**WHAT TO DO**
Set down all of the data that follows word for word, without the images.

— Begin SUPPLIED MATERIAL —

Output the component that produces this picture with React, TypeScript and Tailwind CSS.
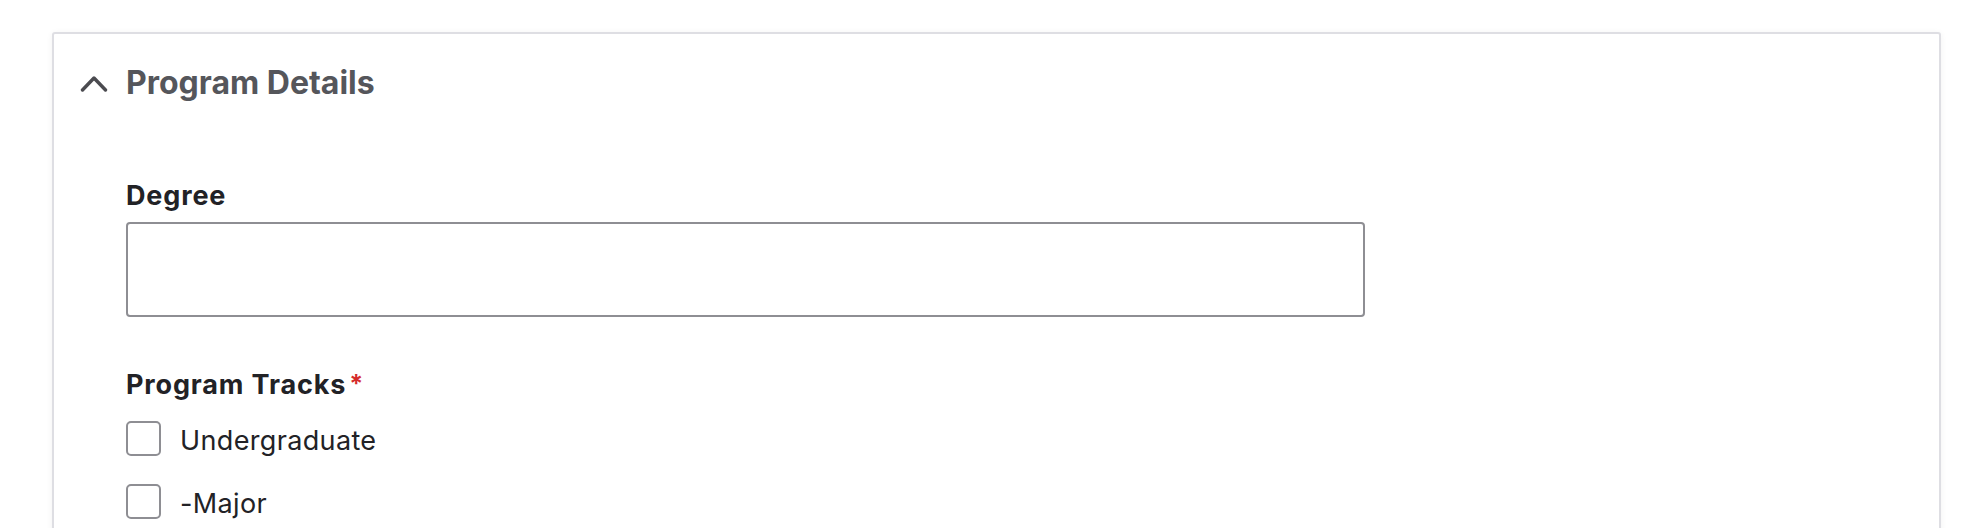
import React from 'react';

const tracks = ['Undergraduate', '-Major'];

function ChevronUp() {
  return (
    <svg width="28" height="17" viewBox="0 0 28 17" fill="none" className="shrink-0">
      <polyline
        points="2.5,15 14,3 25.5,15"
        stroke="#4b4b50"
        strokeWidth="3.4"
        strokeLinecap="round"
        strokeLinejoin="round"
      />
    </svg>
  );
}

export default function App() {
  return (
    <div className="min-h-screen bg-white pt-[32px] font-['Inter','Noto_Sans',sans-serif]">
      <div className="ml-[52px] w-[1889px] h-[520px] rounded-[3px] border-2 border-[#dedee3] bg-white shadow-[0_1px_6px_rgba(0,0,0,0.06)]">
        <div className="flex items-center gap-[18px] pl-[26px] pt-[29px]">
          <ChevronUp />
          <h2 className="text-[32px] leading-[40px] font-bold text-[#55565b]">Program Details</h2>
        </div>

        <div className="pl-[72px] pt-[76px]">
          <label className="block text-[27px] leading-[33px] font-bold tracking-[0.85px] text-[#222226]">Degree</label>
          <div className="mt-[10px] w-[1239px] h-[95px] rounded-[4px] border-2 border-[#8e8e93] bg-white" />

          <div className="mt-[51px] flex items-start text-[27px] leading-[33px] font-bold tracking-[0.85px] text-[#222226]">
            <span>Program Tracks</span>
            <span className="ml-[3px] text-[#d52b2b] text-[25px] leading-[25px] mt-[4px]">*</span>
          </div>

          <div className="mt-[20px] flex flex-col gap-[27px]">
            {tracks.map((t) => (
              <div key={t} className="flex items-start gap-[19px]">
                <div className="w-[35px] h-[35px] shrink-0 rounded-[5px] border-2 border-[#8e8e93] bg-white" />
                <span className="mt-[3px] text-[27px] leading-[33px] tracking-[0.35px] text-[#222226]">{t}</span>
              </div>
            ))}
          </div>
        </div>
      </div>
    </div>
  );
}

— End SUPPLIED MATERIAL —

**THE RESULT**
Output the component that produces this picture with React, TypeScript and Tailwind CSS.
import React from 'react';

const tracks = ['Undergraduate', '-Major'];

function ChevronUp() {
  return (
    <svg width="28" height="17" viewBox="0 0 28 17" fill="none" className="shrink-0">
      <polyline
        points="2.5,15 14,3 25.5,15"
        stroke="#4b4b50"
        strokeWidth="3.4"
        strokeLinecap="round"
        strokeLinejoin="round"
      />
    </svg>
  );
}

export default function App() {
  return (
    <div className="min-h-screen bg-white pt-[32px] font-['Inter','Noto_Sans',sans-serif]">
      <div className="ml-[52px] w-[1889px] h-[520px] rounded-[3px] border-2 border-[#dedee3] bg-white shadow-[0_1px_6px_rgba(0,0,0,0.06)]">
        <div className="flex items-center gap-[18px] pl-[26px] pt-[29px]">
          <ChevronUp />
          <h2 className="text-[32px] leading-[40px] font-bold text-[#55565b]">Program Details</h2>
        </div>

        <div className="pl-[72px] pt-[76px]">
          <label className="block text-[27px] leading-[33px] font-bold tracking-[0.85px] text-[#222226]">Degree</label>
          <div className="mt-[10px] w-[1239px] h-[95px] rounded-[4px] border-2 border-[#8e8e93] bg-white" />

          <div className="mt-[51px] flex items-start text-[27px] leading-[33px] font-bold tracking-[0.85px] text-[#222226]">
            <span>Program Tracks</span>
            <span className="ml-[3px] text-[#d52b2b] text-[25px] leading-[25px] mt-[4px]">*</span>
          </div>

          <div className="mt-[20px] flex flex-col gap-[27px]">
            {tracks.map((t) => (
              <div key={t} className="flex items-start gap-[19px]">
                <div className="w-[35px] h-[35px] shrink-0 rounded-[5px] border-2 border-[#8e8e93] bg-white" />
                <span className="mt-[3px] text-[27px] leading-[33px] tracking-[0.35px] text-[#222226]">{t}</span>
              </div>
            ))}
          </div>
        </div>
      </div>
    </div>
  );
}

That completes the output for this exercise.